I have existing table structure in HIVE which has various fields e.g.(a string, b string, tstamp string, c string) including one tstamp field.
I need to create a new partitioned table(table_partitioned) from the existing table(original_table) but now this new table structure should be partitioned based on the date part of 'tstamp' field.
In order to solve this I created a new table schema similar to the existing table structure, and also added a partition column namely 'date_string' Using the following query :-
CREATE TABLE table_partitioned (a string, b string, tstamp string, c string) PARITITIONED BY (date_string string)

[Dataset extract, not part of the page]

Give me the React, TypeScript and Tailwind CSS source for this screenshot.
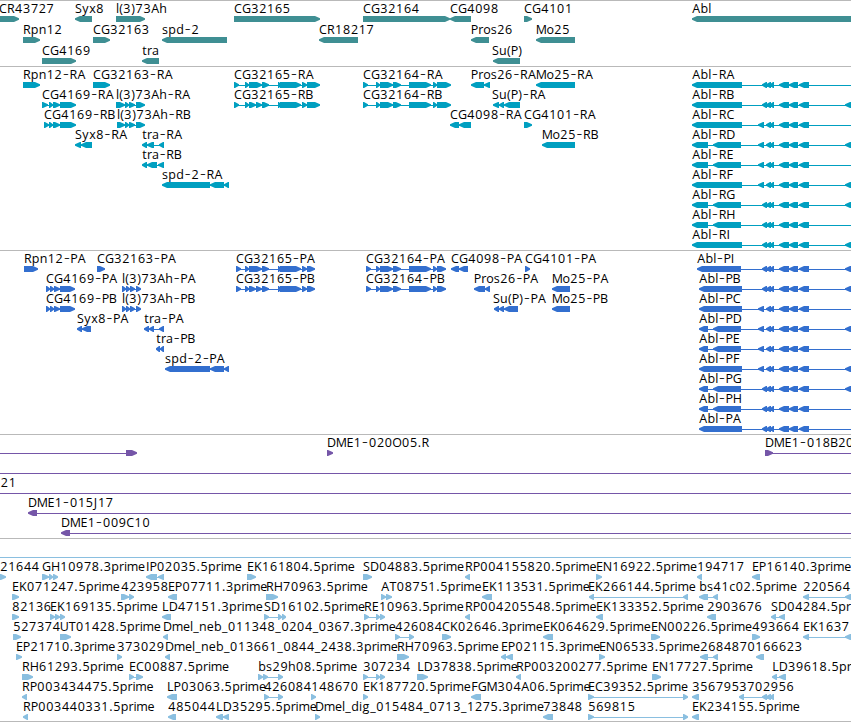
import React from 'react';

type Dir = 'L' | 'R';
// label, label x, direction, exon blocks, optional line extent
type Feature = { t: string; x: number; d: Dir; e: number[][]; line?: [number, number] };

const f = (t: string, d: Dir, e: number[][], x?: number, line?: [number, number]): Feature => ({
  t,
  d,
  e,
  x: x ?? e[0][0],
  line,
});

const ADV: Record<string, number> = {
  '.': 4, '-': 7.3, _: 6, '(': 4, ')': 4.3, l: 3, i: 3, t: 5, r: 5, m: 11, p: 7.8, e: 7, a: 7, b: 8, c: 6.5,
  d: 8, g: 8, h: 7.8, n: 7.8, o: 7.5, s: 6.2, u: 7.8, x: 7, y: 7, A: 8.3, B: 7.6, C: 8, D: 9, E: 7, F: 6.8,
  G: 9, H: 9, I: 3.6, J: 4.3, K: 7.8, L: 6.7, M: 10.5, N: 9, O: 9.5, P: 7.2, R: 7.8, S: 7, T: 7.2, U: 8.6,
};

// Each glyph is centred in its own advance slot; hyphens are drawn wider.
function Label({ text, x, y }: { text: string; x: number; y: number }) {
  let cur = x;
  const parts = text.split(/(-)/).filter(Boolean);
  return (
    <text textAnchor="middle" fill="#000">
      {parts.map((part, i) => {
        const xs = [...part]
          .map((c) => {
            const w = ADV[c] ?? 7.87;
            const at = cur + w / 2;
            cur += w;
            return at.toFixed(1);
          })
          .join(' ');
        return part === '-' ? (
          <tspan key={i} x={xs} y={y + 1} className="text-[18px] font-light">
            {part}
          </tspan>
        ) : (
          <tspan key={i} x={xs} y={y}>
            {part}
          </tspan>
        );
      })}
    </text>
  );
}

function block(a: number, b: number, y: number, d: Dir) {
  const h = Math.min(5, b - a - 1);
  return d === 'R'
    ? `M${a} ${y}H${b - h}L${b} ${y + 2.3}V${y + 3.7}L${b - h} ${y + 6}H${a}Z`
    : `M${b} ${y}H${a + h}L${a} ${y + 2.3}V${y + 3.7}L${a + h} ${y + 6}H${b}Z`;
}

type TrackProps = { rows: Feature[][]; color: string; height: number; top: number; pitch?: number };

function Track({ rows, color, height, top, pitch = 20 }: TrackProps) {
  return (
    <svg width="851" height={height} className="block overflow-hidden">
      {rows.map((row, r) =>
        row.map((ft, i) => {
          const y = top + r * pitch;
          const [l0, l1] = ft.line ?? (ft.e.length ? [ft.e[0][0] + 1, ft.e[ft.e.length - 1][1] - 1] : [0, 0]);
          return (
            <g key={`${r}-${i}`}>
              {(ft.e.length > 1 || ft.line) && <rect x={l0} y={y + 3} width={l1 - l0} height="1" fill={color} />}
              <path d={ft.e.map(([a, b]) => block(a, b, y, ft.d)).join('')} fill={color} />
              {ft.t && <Label text={ft.t} x={ft.x} y={y - 3} />}
            </g>
          );
        }),
      )}
    </svg>
  );
}

const genes: Feature[][] = [
  [
    f('CR43727', 'R', [[-5, 19]], -1),
    f('Syx8', 'L', [[75, 92]]),
    f('l(3)73Ah', 'R', [[116, 145]]),
    f('CG32165', 'R', [[234, 320]]),
    f('CG32164', 'R', [[363, 450]]),
    f('CG4098', 'L', [[450, 471]]),
    f('CG4101', 'R', [[524, 532]]),
    f('Abl', 'L', [[692, 860]]),
  ],
  [
    f('Rpn12', 'R', [[23, 40]]),
    f('CG32163', 'R', [[93, 110]]),
    f('spd-2', 'L', [[162, 227]]),
    f('CR18217', 'L', [[319, 358]]),
    f('Pros26', 'L', [[471, 489]]),
    f('Mo25', 'L', [[536, 575]]),
  ],
  [f('CG4169', 'R', [[42, 76]]), f('tra', 'L', [[142, 159]]), f('Su(P)', 'L', [[493, 520]], 492)],
];

const tight = [[762, 767], [766, 771], [770, 774]];
const wide = [[758, 764], [766, 771], [770, 774]];
const tail = [[779, 789], [789, 798], [799, 809]];
const far = [[845, 851]];

function abl(t: string, start: number, split: boolean, isWide: boolean, hasFar: boolean, end = 742) {
  const head = split ? [[start, 708], [713, 741]] : [[start, end]];
  return f(t, 'L', [...head, ...(isWide ? wide : tight), ...tail, ...(hasFar ? far : [])], start, [start + 2, 851]);
}

const mid165 = [[278, 281], [280, 301], [302, 307]];
const mid164 = [[376, 380], [380, 393], [393, 401], [409, 431], [433, 437]];
const a165 = [[245, 249], [249, 262], [262, 269]];
const b165 = [[245, 249], [249, 256], [256, 262], [262, 269]];

const transcripts: Feature[][] = [
  [
    f('Rpn12-RA', 'R', [[23, 40]]),
    f('CG32163-RA', 'R', [[93, 110]]),
    f('CG32165-RA', 'R', [[234, 239], ...a165, ...mid165, [307, 320]]),
    f('CG32164-RA', 'R', [[363, 368], ...mid164, [437, 451]]),
    f('Pros26-RA', 'L', [[471, 484], [484, 490]]),
    f('Mo25-RA', 'L', [[536, 575]]),
    abl('Abl-RA', 692, false, false, false),
  ],
  [
    f('CG4169-RA', 'R', [[42, 48], [49, 53], [53, 60], [60, 76]]),
    f('l(3)73Ah-RA', 'R', [[116, 125], [125, 129], [129, 135], [136, 145]]),
    f('CG32165-RB', 'R', [[234, 239], ...b165, ...mid165, [307, 320]]),
    f('CG32164-RB', 'R', [[363, 368], ...mid164, [437, 451]]),
    f('Su(P)-RA', 'L', [[493, 499], [499, 504], [504, 520]], 492),
    abl('Abl-RB', 692, false, false, true),
  ],
  [
    f('CG4169-RB', 'R', [[44, 49], [49, 53], [53, 60], [60, 76]]),
    f('l(3)73Ah-RB', 'R', [[117, 125], [125, 129], [129, 135], [136, 145]]),
    f('CG4098-RA', 'L', [[450, 459], [459, 471]]),
    f('CG4101-RA', 'R', [[524, 532]]),
    abl('Abl-RC', 692, false, true, false),
  ],
  [
    f('Syx8-RA', 'L', [[75, 81], [81, 92]]),
    f('tra-RA', 'L', [[142, 147], [147, 154], [159, 164]]),
    f('Mo25-RB', 'L', [[542, 575]]),
    abl('Abl-RD', 692, true, true, true),
  ],
  [f('tra-RB', 'L', [[142, 147], [147, 157], [158, 164]]), abl('Abl-RE', 692, true, true, false)],
  [f('spd-2-RA', 'L', [[162, 210], [210, 224], [224, 229]]), abl('Abl-RF', 692, false, true, true)],
  [abl('Abl-RG', 692, true, false, true)],
  [abl('Abl-RH', 692, true, false, false)],
  [abl('Abl-RI', 692, false, false, true)],
];

const cg4169p = [[46, 50], [50, 54], [54, 60], [60, 75]];
const l373p = [[122, 126], [126, 130], [130, 135], [136, 141]];

const proteins: Feature[][] = [
  [
    f('Rpn12-PA', 'R', [[24, 38]]),
    f('CG32163-PA', 'R', [[97, 105]]),
    f('CG32165-PA', 'R', [[236, 241], ...a165, ...mid165, [307, 315]]),
    f('CG32164-PA', 'R', [[366, 371], ...mid164, [437, 446]]),
    f('CG4098-PA', 'L', [[451, 459], [459, 468]]),
    f('CG4101-PA', 'R', [[525, 530]]),
    abl('Abl-PI', 697, false, false, true, 741),
  ],
  [
    f('CG4169-PA', 'R', cg4169p),
    f('l(3)73Ah-PA', 'R', l373p),
    f('CG32165-PB', 'R', [[236, 241], ...b165, ...mid165, [307, 315]]),
    f('CG32164-PB', 'R', [[366, 371], ...mid164, [437, 446]]),
    f('Pros26-PA', 'L', [[474, 485], [485, 490]]),
    f('Mo25-PA', 'L', [[552, 570]]),
    abl('Abl-PB', 699, false, false, true),
  ],
  [
    f('CG4169-PB', 'R', cg4169p),
    f('l(3)73Ah-PB', 'R', l373p),
    f('Su(P)-PA', 'L', [[494, 499], [499, 504], [504, 518]], 493),
    f('Mo25-PB', 'L', [[552, 570]]),
    abl('Abl-PC', 699, false, true, false),
  ],
  [
    f('Syx8-PA', 'L', [[77, 82], [82, 91]]),
    f('tra-PA', 'L', [[144, 149], [149, 154], [159, 164]]),
    abl('Abl-PD', 699, true, true, true),
  ],
  [f('tra-PB', 'L', [[156, 160], [160, 164]]), abl('Abl-PE', 699, true, true, false)],
  [f('spd-2-PA', 'L', [[165, 210], [210, 224], [224, 229]]), abl('Abl-PF', 699, false, true, true)],
  [abl('Abl-PG', 699, true, false, true)],
  [abl('Abl-PH', 699, true, false, false)],
  [abl('Abl-PA', 699, false, false, false)],
];

const bacs: Feature[][] = [
  [
    f('', 'R', [[126, 137]], 0, [0, 130]),
    f('DME1-020O05.R', 'R', [[327, 333]]),
    f('DME1-018B20', 'R', [[765, 773]], 765, [766, 851]),
  ],
  [f('', 'L', [], 0, [0, 851])],
  [f('21', 'L', [], 0.5, [0, 851])],
  [f('DME1-015J17', 'L', [[28, 37]], 28, [30, 851])],
  [f('DME1-009C10', 'L', [[61, 70]], 61, [63, 851])],
];

const ests: Feature[][] = [
  [
    f('21644', 'R', [[-4, 6]], 0),
    f('GH10978.3prime', 'R', [[42, 49], [49, 53], [53, 58]]),
    f('IP02035.5prime', 'L', [[146, 157], [158, 164]]),
    f('EK161804.5prime', 'R', [[247, 256]]),
    f('SD04883.5prime', 'R', [[363, 372]]),
    f('RP004155820.5prime', 'L', [[465, 470]]),
    f('EN16922.5prime', 'R', [[596, 602]]),
    f('194717', 'L', [[697, 702]]),
    f('EP16140.3prime', 'L', [[752, 760]]),
  ],
  [
    f('EK071247.5prime', 'R', [[12, 19]]),
    f('423958', 'R', [[121, 129], [129, 134]]),
    f('EP07711.3prime', 'L', [[168, 177]]),
    f('RH70963.5prime', 'R', [[266, 278]]),
    f('AT08751.5prime', 'R', [[381, 386], [386, 392]]),
    f('EK113531.5prime', 'L', [[482, 492]]),
    f('EK266144.5prime', 'L', [[589, 594], [683, 688]], 588),
    f('bs41c02.5prime', 'L', [[699, 708], [713, 718]]),
    f('220564', 'L', [[803, 809], [845, 851]]),
  ],
  [
    f('82136', 'R', [[12, 19]]),
    f('EK169135.5prime', 'R', [[50, 55], [55, 60], [60, 65]]),
    f('LD47151.3prime', 'L', [[162, 171]]),
    f('SD16102.5prime', 'R', [[264, 269], [278, 282], [282, 286]]),
    f('RE10963.5prime', 'R', [[364, 369], [376, 380], [380, 385]]),
    f('RP004205548.5prime', 'L', [[465, 470]]),
    f('EK133352.5prime', 'L', [[596, 603]]),
    f('2903676', 'L', [[707, 716]]),
    f('SD04284.5prime', 'L', [[771, 776], [779, 785]]),
  ],
  [
    f('527374', 'R', [[13, 21]]),
    f('UT01428.5prime', 'R', [[60, 71]]),
    f('Dmel_neb_011348_0204_0367.3prime', 'L', [[163, 168]]),
    f('426084', 'R', [[395, 400], [409, 414]]),
    f('CK02646.3prime', 'R', [[442, 451]]),
    f('EK064629.5prime', 'L', [[543, 553]]),
    f('EN00226.5prime', 'R', [[651, 660]]),
    f('493664', 'R', [[752, 760]]),
    f('EK1637', 'L', [[803, 809], [845, 851]]),
  ],
  [
    f('EP21710.3prime', 'R', [[16, 22]]),
    f('373029', 'R', [[117, 122]]),
    f('Dmel_neb_013661_0844_2438.3prime', 'L', [[165, 170]]),
    f('RH70963.5prime', 'R', [[397, 409]]),
    f('EP02115.3prime', 'L', [[501, 506], [506, 513]]),
    f('EN06533.5prime', 'R', [[599, 605]]),
    f('2684870', 'L', [[700, 708], [713, 718]]),
    f('166623', 'L', [[756, 764]], 755),
  ],
  [
    f('RH61293.5prime', 'R', [[22, 33]]),
    f('EC00887.5prime', 'R', [[129, 134], [136, 143]]),
    f('bs29h08.5prime', 'R', [[258, 263], [263, 268], [278, 283]]),
    f('307234', 'R', [[363, 368], [376, 380], [380, 385]]),
    f('LD37838.5prime', 'R', [[417, 428]]),
    f('RP003200277.5prime', 'L', [[516, 521]]),
    f('EN17727.5prime', 'R', [[652, 661]]),
    f('LD39618.5prime', 'L', [[772, 777], [779, 786]]),
  ],
  [
    f('RP003434475.5prime', 'L', [[22, 27]]),
    f('LP03063.5prime', 'L', [[167, 177]]),
    f('426084', 'R', [[264, 269], [278, 283]]),
    f('148670', 'R', [[311, 316]]),
    f('EK187720.5prime', 'R', [[363, 368]]),
    f('FGM304A06.5prime', 'L', [[471, 481]]),
    f('EC39352.5prime', 'R', [[588, 594], [683, 688]]),
    f('356795', 'L', [[692, 699]]),
    f('3702956', 'L', [[739, 744], [762, 767], [766, 771], [770, 774]]),
  ],
  [
    f('RP003440331.5prime', 'L', [[23, 28]]),
    f('485044', 'L', [[168, 176]]),
    f('LD35295.5prime', 'L', [[216, 223], [223, 229]]),
    f('Dmel_dig_015484_0713_1275.3prime', 'R', [[315, 320]]),
    f('73848', 'L', [[543, 553]]),
    f('569815', 'R', [[588, 594], [683, 688]]),
    f('EK234155.5prime', 'L', [[692, 699]]),
  ],
];

export default function App() {
  return (
    <main className="flex h-[722px] w-[851px] flex-col overflow-hidden bg-white font-['Open_Sans',sans-serif] text-[12.5px]">
      <section className="border-t border-[#b9b9b9]">
        <Track rows={genes} color="#3f8f93" height={65} top={15} pitch={21} />
      </section>
      <section className="border-t border-[#b9b9b9]">
        <Track rows={transcripts} color="#009fc0" height={183} top={15} />
      </section>
      <section className="border-t border-[#b9b9b9]">
        <Track rows={proteins} color="#336fcf" height={183} top={15} />
      </section>
      <section className="border-t border-[#b9b9b9]">
        <Track rows={bacs} color="#7556a8" height={103} top={15} />
      </section>
      <section className="border-y border-[#b9b9b9] pt-[18px]">
        <div className="border-t border-[#8abfe0]">
          <Track rows={ests} color="#8abfe0" height={163} top={16} />
        </div>
      </section>
    </main>
  );
}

Then I tried to insert data into 'table_partitioned' using following Insert query :-
INSERT OVERWRITE TABLE table_partitioned PARTITION (date_string) SELECT a,b,tstamp,c,to_date(tstamp) FROM original_table;
But the above Insert statment runs into all sorts of error as follows :-
Diagnostic Messages for this Task:
FAILED: Execution Error, return code 2 from org.apache.hadoop.hive.ql.exec.MapRedTask
MapReduce Jobs Launched:
Job 0: Map: 35 Cumulative CPU: 985.41 sec HDFS Read: 5011021574 HDFS Write: 2831773796 FAIL
Total MapReduce CPU Time Spent: 16 minutes 25 seconds 410 msec
If I load only some data by putting a where clause in the Insert statement like below then it works it creates partition for matching rows:-
INSERT OVERWRITE TABLE table_partitioned PARTITION (date_string) SELECT a,b,tstamp,c,to_date(tstamp) FROM original_table WHERE tstamp='2013-07-23 00:02:00'
NOTE:- I have around 2,00,000 data entry for each day e.g.2013-07-23 and the original_table has data for sound 2 years.
How can I insert all the data and at once, am I missing something ?